Inspect the roof. Check it for holes. Look for missing, burnt or rotted joists, which are the timbers that support roofs and floors. Rot can be tested by sticking a knife in the lumber as far as it will go. When checking for rot, find a spot where the leaking water soaks in and doesn't dry up right away. Up to an inch may be rotted or burnt, and the timbers might still be OK. The ends of the joists can suffer a lot of deterioration without endangering the structure, but the joists in the middle cannot be weakened without risking collapse. Check the parapet walls around the roof to see if (or how badly) they are falling apart and what will need to be done to them to make them safe.


Inspect the stairs. If you're lucky, there will be nothing wrong with the stairs except for some missing steps. If the building has no staircase at all, you will have a lot of work to do, perhaps too much.
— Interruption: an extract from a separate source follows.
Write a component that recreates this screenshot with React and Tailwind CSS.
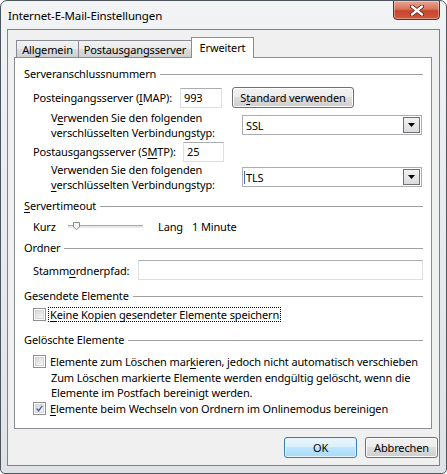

Until you are able to replace the stairs, you will have to use the fire escape or a ladder in place of stairs. There are enough buildings with stairs around that you may be wasting your time on one that doesn't have any staircase at all. One squat in NYC was evacuated by the Fire Department for not having stairs. Eviction by HPD (Housing Preservation and Development, which is the landlord of city-owned buildings) can be delayed by legal means for a long time. But evacuation by the city's Fire, Health or Buildings Departments is swift and hard to contest.

Inspect the floor joists. These are the timbers that support the floors. Make note where they are missing or damaged. If the floors are sloping more than an inch or so, this may mean that the structure has shifted so much that it has become dangerous. If timbers are dangerously damaged, they can be braced by scavenged lumber (four-by-fours are best).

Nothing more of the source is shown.